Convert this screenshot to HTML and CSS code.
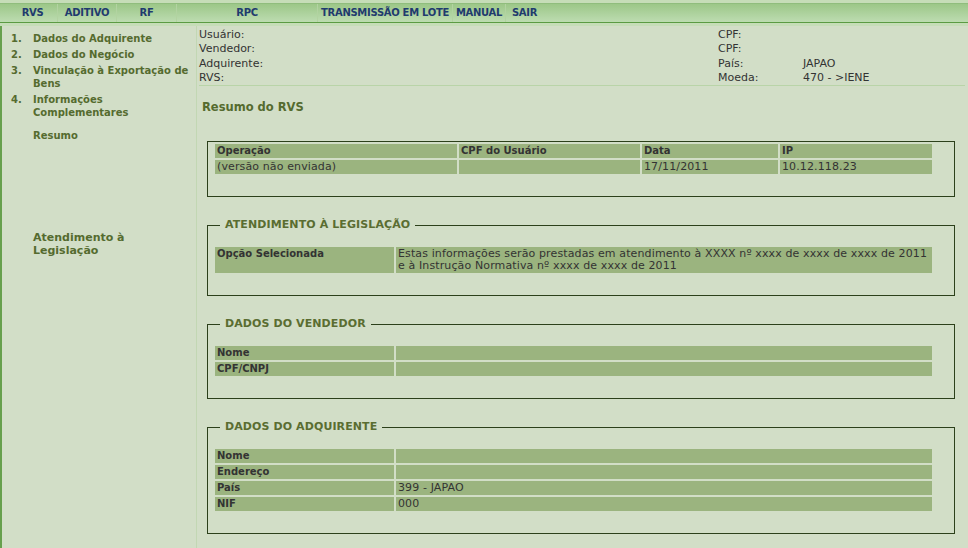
FILE: index.html
```html
<!DOCTYPE html>
<html lang="pt-BR">
<head>
<meta charset="utf-8">
<title>RVS - Resumo</title>
<link rel="stylesheet" href="styles.css">
</head>
<body>
<header class="topbar">
  <nav class="nav">
    <a class="nav-item nav-rvs" href="#">RVS</a>
    <a class="nav-item nav-aditivo" href="#">ADITIVO</a>
    <a class="nav-item nav-rf" href="#">RF</a>
    <a class="nav-item nav-rpc" href="#">RPC</a>
    <a class="nav-item nav-lote" href="#">TRANSMISSÃO EM LOTE</a>
    <a class="nav-item nav-manual" href="#">MANUAL</a>
    <a class="nav-item nav-sair" href="#">SAIR</a>
  </nav>
</header>
<div class="layout">
  <aside class="sidebar">
    <ol class="steps">
      <li class="step"><span class="step-num">1.</span><a class="step-link" href="#">Dados do Adquirente</a></li>
      <li class="step"><span class="step-num">2.</span><a class="step-link" href="#">Dados do Negócio</a></li>
      <li class="step"><span class="step-num">3.</span><a class="step-link" href="#">Vinculação à Exportação de Bens</a></li>
      <li class="step"><span class="step-num">4.</span><a class="step-link" href="#">Informações Complementares</a></li>
    </ol>
    <a class="side-link side-resumo" href="#">Resumo</a>
    <a class="side-link side-legis" href="#">Atendimento à Legislação</a>
  </aside>
  <main class="main">
    <div class="info">
      <span>Usuário:</span><span>CPF:</span><span></span>
      <span>Vendedor:</span><span>CPF:</span><span></span>
      <span>Adquirente:</span><span>País:</span><span>JAPAO</span>
      <span>RVS:</span><span>Moeda:</span><span>470 - &gt;IENE</span>
    </div>
    <h1 class="title">Resumo do RVS</h1>

    <fieldset class="box box-plain">
      <table class="grid">
        <colgroup><col class="c-op"><col class="c-cpf"><col class="c-data"><col class="c-ip"></colgroup>
        <tr><th>Operação</th><th>CPF do Usuário</th><th>Data</th><th>IP</th></tr>
        <tr><td>(versão não enviada)</td><td></td><td>17/11/2011</td><td>10.12.118.23</td></tr>
      </table>
    </fieldset>

    <fieldset class="box">
      <legend class="box-title">ATENDIMENTO À LEGISLAÇÃO</legend>
      <table class="grid">
        <colgroup><col class="c-label"><col class="c-value"></colgroup>
        <tr><th>Opção Selecionada</th><td class="long">Estas informações serão prestadas em atendimento à XXXX nº xxxx de xxxx de xxxx de 2011<br>e à Instrução Normativa nº xxxx de xxxx de 2011</td></tr>
      </table>
    </fieldset>

    <fieldset class="box">
      <legend class="box-title">DADOS DO VENDEDOR</legend>
      <table class="grid">
        <colgroup><col class="c-label"><col class="c-value"></colgroup>
        <tr><th>Nome</th><td></td></tr>
        <tr><th>CPF/CNPJ</th><td></td></tr>
      </table>
    </fieldset>

    <fieldset class="box">
      <legend class="box-title">DADOS DO ADQUIRENTE</legend>
      <table class="grid">
        <colgroup><col class="c-label"><col class="c-value"></colgroup>
        <tr><th>Nome</th><td></td></tr>
        <tr><th>Endereço</th><td></td></tr>
        <tr><th>País</th><td>399 - JAPAO</td></tr>
        <tr><th>NIF</th><td>000</td></tr>
      </table>
    </fieldset>
  </main>
</div>
</body>
</html>
```

FILE: styles.css
```css
* { box-sizing: border-box; }

html, body {
  margin: 0;
  padding: 0;
}

body {
  width: 968px;
  height: 548px;
  overflow: hidden;
  background: #d2dec7;
  font-family: "DejaVu Sans", Verdana, sans-serif;
  font-size: 11px;
  color: #333;
}

/* ---------- top navigation ---------- */
.topbar {
  height: 26px;
  padding-top: 3px;
  background: #c6ddb8;
}

.nav {
  display: flex;
  height: 20px;
  padding-left: 8px;
  border-top: 1px solid #90bd7d;
  border-bottom: 1px solid #5b9b43;
  background: linear-gradient(to bottom, #9cc788, #bddcb1);
}

.nav-item {
  display: block;
  line-height: 18px;
  text-align: center;
  font-size: 10px;
  font-weight: bold;
  letter-spacing: -0.3px;
  color: #1f3b6e;
  text-decoration: none;
  border-left: 1px solid #b2d3a1;
}

.nav-rvs { width: 49px; border-left: none; }
.nav-aditivo { width: 59px; }
.nav-rf { width: 60px; }
.nav-rpc { width: 141px; }
.nav-lote { width: 135px; }
.nav-manual { width: 53px; }
.nav-sair { width: 38px; }

/* ---------- layout ---------- */
.layout {
  display: grid;
  grid-template-columns: 197px 1fr;
  height: 522px;
}

.sidebar {
  border-left: 2px solid #67a04d;
  border-right: 1px solid #c2d7b3;
  padding: 6px 4px 0 9px;
}

.steps {
  list-style: none;
  margin: 0;
  padding: 0;
}

.step {
  display: grid;
  grid-template-columns: 22px 1fr;
  line-height: 13px;
  margin-bottom: 3px;
  font-size: 10px;
  font-weight: bold;
  color: #556b2f;
}

.step-num { color: #556b2f; }

.step-link,
.side-link {
  color: #556b2f;
  text-decoration: none;
  font-weight: bold;
}

.side-link {
  display: block;
  margin-left: 22px;
  line-height: 13px;
}

.side-resumo {
  margin-top: 10px;
  font-size: 10px;
}

.side-legis {
  margin-top: 89px;
  width: 140px;
  font-size: 11px;
  line-height: 13px;
}

/* ---------- main ---------- */
.main {
  padding-top: 2px;
}

.info {
  display: grid;
  grid-template-columns: 519px 85px 1fr;
  grid-auto-rows: 14.3px;
  line-height: 14.3px;
  margin: 0 3px 0 2px;
  border-bottom: 1px solid #b9d4a8;
  color: #333;
}

.title {
  margin: 14px 0 0 5px;
  font-size: 11.5px;
  line-height: 15px;
  font-weight: bold;
  color: #556b2f;
}

.box {
  width: 748px;
  margin: 21px 0 0 10px;
  padding: 13px 20px 20px 5px;
  border: 1px solid #2c401b;
  min-width: 0;
}

.box-plain {
  margin-top: 26px;
  padding-top: 0;
}

.box-title {
  margin-left: 7px;
  padding: 0 5px;
  font-size: 11px;
  line-height: 14px;
  font-weight: bold;
  letter-spacing: 0.1px;
  color: #5a6d31;
}

.grid {
  width: 721px;
  table-layout: fixed;
  border-collapse: separate;
  border-spacing: 2px;
}

.c-op { width: 242px; }
.c-cpf { width: 181px; }
.c-data { width: 136px; }
.c-ip { width: 152px; }
.c-label { width: 179px; }
.c-value { width: 536px; }

.grid th,
.grid td {
  height: 14px;
  padding: 1px 2px;
  line-height: 12px;
  background: #9bb47f;
  text-align: left;
  vertical-align: top;
  color: #333;
  white-space: nowrap;
  overflow: hidden;
}

.grid th {
  font-size: 10px;
  font-weight: bold;
}

.grid td {
  font-size: 11px;
  letter-spacing: 0.12px;
}
```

▬▬▬▬▬▬

→ **Task prompt**
Exclude the images and reproduce the remaining data exactly.

→ **Answer below**
Convert this screenshot to HTML and CSS code.
FILE: index.html
```html
<!DOCTYPE html>
<html lang="pt-BR">
<head>
<meta charset="utf-8">
<title>RVS - Resumo</title>
<link rel="stylesheet" href="styles.css">
</head>
<body>
<header class="topbar">
  <nav class="nav">
    <a class="nav-item nav-rvs" href="#">RVS</a>
    <a class="nav-item nav-aditivo" href="#">ADITIVO</a>
    <a class="nav-item nav-rf" href="#">RF</a>
    <a class="nav-item nav-rpc" href="#">RPC</a>
    <a class="nav-item nav-lote" href="#">TRANSMISSÃO EM LOTE</a>
    <a class="nav-item nav-manual" href="#">MANUAL</a>
    <a class="nav-item nav-sair" href="#">SAIR</a>
  </nav>
</header>
<div class="layout">
  <aside class="sidebar">
    <ol class="steps">
      <li class="step"><span class="step-num">1.</span><a class="step-link" href="#">Dados do Adquirente</a></li>
      <li class="step"><span class="step-num">2.</span><a class="step-link" href="#">Dados do Negócio</a></li>
      <li class="step"><span class="step-num">3.</span><a class="step-link" href="#">Vinculação à Exportação de Bens</a></li>
      <li class="step"><span class="step-num">4.</span><a class="step-link" href="#">Informações Complementares</a></li>
    </ol>
    <a class="side-link side-resumo" href="#">Resumo</a>
    <a class="side-link side-legis" href="#">Atendimento à Legislação</a>
  </aside>
  <main class="main">
    <div class="info">
      <span>Usuário:</span><span>CPF:</span><span></span>
      <span>Vendedor:</span><span>CPF:</span><span></span>
      <span>Adquirente:</span><span>País:</span><span>JAPAO</span>
      <span>RVS:</span><span>Moeda:</span><span>470 - &gt;IENE</span>
    </div>
    <h1 class="title">Resumo do RVS</h1>

    <fieldset class="box box-plain">
      <table class="grid">
        <colgroup><col class="c-op"><col class="c-cpf"><col class="c-data"><col class="c-ip"></colgroup>
        <tr><th>Operação</th><th>CPF do Usuário</th><th>Data</th><th>IP</th></tr>
        <tr><td>(versão não enviada)</td><td></td><td>17/11/2011</td><td>10.12.118.23</td></tr>
      </table>
    </fieldset>

    <fieldset class="box">
      <legend class="box-title">ATENDIMENTO À LEGISLAÇÃO</legend>
      <table class="grid">
        <colgroup><col class="c-label"><col class="c-value"></colgroup>
        <tr><th>Opção Selecionada</th><td class="long">Estas informações serão prestadas em atendimento à XXXX nº xxxx de xxxx de xxxx de 2011<br>e à Instrução Normativa nº xxxx de xxxx de 2011</td></tr>
      </table>
    </fieldset>

    <fieldset class="box">
      <legend class="box-title">DADOS DO VENDEDOR</legend>
      <table class="grid">
        <colgroup><col class="c-label"><col class="c-value"></colgroup>
        <tr><th>Nome</th><td></td></tr>
        <tr><th>CPF/CNPJ</th><td></td></tr>
      </table>
    </fieldset>

    <fieldset class="box">
      <legend class="box-title">DADOS DO ADQUIRENTE</legend>
      <table class="grid">
        <colgroup><col class="c-label"><col class="c-value"></colgroup>
        <tr><th>Nome</th><td></td></tr>
        <tr><th>Endereço</th><td></td></tr>
        <tr><th>País</th><td>399 - JAPAO</td></tr>
        <tr><th>NIF</th><td>000</td></tr>
      </table>
    </fieldset>
  </main>
</div>
</body>
</html>
```

FILE: styles.css
```css
* { box-sizing: border-box; }

html, body {
  margin: 0;
  padding: 0;
}

body {
  width: 968px;
  height: 548px;
  overflow: hidden;
  background: #d2dec7;
  font-family: "DejaVu Sans", Verdana, sans-serif;
  font-size: 11px;
  color: #333;
}

/* ---------- top navigation ---------- */
.topbar {
  height: 26px;
  padding-top: 3px;
  background: #c6ddb8;
}

.nav {
  display: flex;
  height: 20px;
  padding-left: 8px;
  border-top: 1px solid #90bd7d;
  border-bottom: 1px solid #5b9b43;
  background: linear-gradient(to bottom, #9cc788, #bddcb1);
}

.nav-item {
  display: block;
  line-height: 18px;
  text-align: center;
  font-size: 10px;
  font-weight: bold;
  letter-spacing: -0.3px;
  color: #1f3b6e;
  text-decoration: none;
  border-left: 1px solid #b2d3a1;
}

.nav-rvs { width: 49px; border-left: none; }
.nav-aditivo { width: 59px; }
.nav-rf { width: 60px; }
.nav-rpc { width: 141px; }
.nav-lote { width: 135px; }
.nav-manual { width: 53px; }
.nav-sair { width: 38px; }

/* ---------- layout ---------- */
.layout {
  display: grid;
  grid-template-columns: 197px 1fr;
  height: 522px;
}

.sidebar {
  border-left: 2px solid #67a04d;
  border-right: 1px solid #c2d7b3;
  padding: 6px 4px 0 9px;
}

.steps {
  list-style: none;
  margin: 0;
  padding: 0;
}

.step {
  display: grid;
  grid-template-columns: 22px 1fr;
  line-height: 13px;
  margin-bottom: 3px;
  font-size: 10px;
  font-weight: bold;
  color: #556b2f;
}

.step-num { color: #556b2f; }

.step-link,
.side-link {
  color: #556b2f;
  text-decoration: none;
  font-weight: bold;
}

.side-link {
  display: block;
  margin-left: 22px;
  line-height: 13px;
}

.side-resumo {
  margin-top: 10px;
  font-size: 10px;
}

.side-legis {
  margin-top: 89px;
  width: 140px;
  font-size: 11px;
  line-height: 13px;
}

/* ---------- main ---------- */
.main {
  padding-top: 2px;
}

.info {
  display: grid;
  grid-template-columns: 519px 85px 1fr;
  grid-auto-rows: 14.3px;
  line-height: 14.3px;
  margin: 0 3px 0 2px;
  border-bottom: 1px solid #b9d4a8;
  color: #333;
}

.title {
  margin: 14px 0 0 5px;
  font-size: 11.5px;
  line-height: 15px;
  font-weight: bold;
  color: #556b2f;
}

.box {
  width: 748px;
  margin: 21px 0 0 10px;
  padding: 13px 20px 20px 5px;
  border: 1px solid #2c401b;
  min-width: 0;
}

.box-plain {
  margin-top: 26px;
  padding-top: 0;
}

.box-title {
  margin-left: 7px;
  padding: 0 5px;
  font-size: 11px;
  line-height: 14px;
  font-weight: bold;
  letter-spacing: 0.1px;
  color: #5a6d31;
}

.grid {
  width: 721px;
  table-layout: fixed;
  border-collapse: separate;
  border-spacing: 2px;
}

.c-op { width: 242px; }
.c-cpf { width: 181px; }
.c-data { width: 136px; }
.c-ip { width: 152px; }
.c-label { width: 179px; }
.c-value { width: 536px; }

.grid th,
.grid td {
  height: 14px;
  padding: 1px 2px;
  line-height: 12px;
  background: #9bb47f;
  text-align: left;
  vertical-align: top;
  color: #333;
  white-space: nowrap;
  overflow: hidden;
}

.grid th {
  font-size: 10px;
  font-weight: bold;
}

.grid td {
  font-size: 11px;
  letter-spacing: 0.12px;
}
```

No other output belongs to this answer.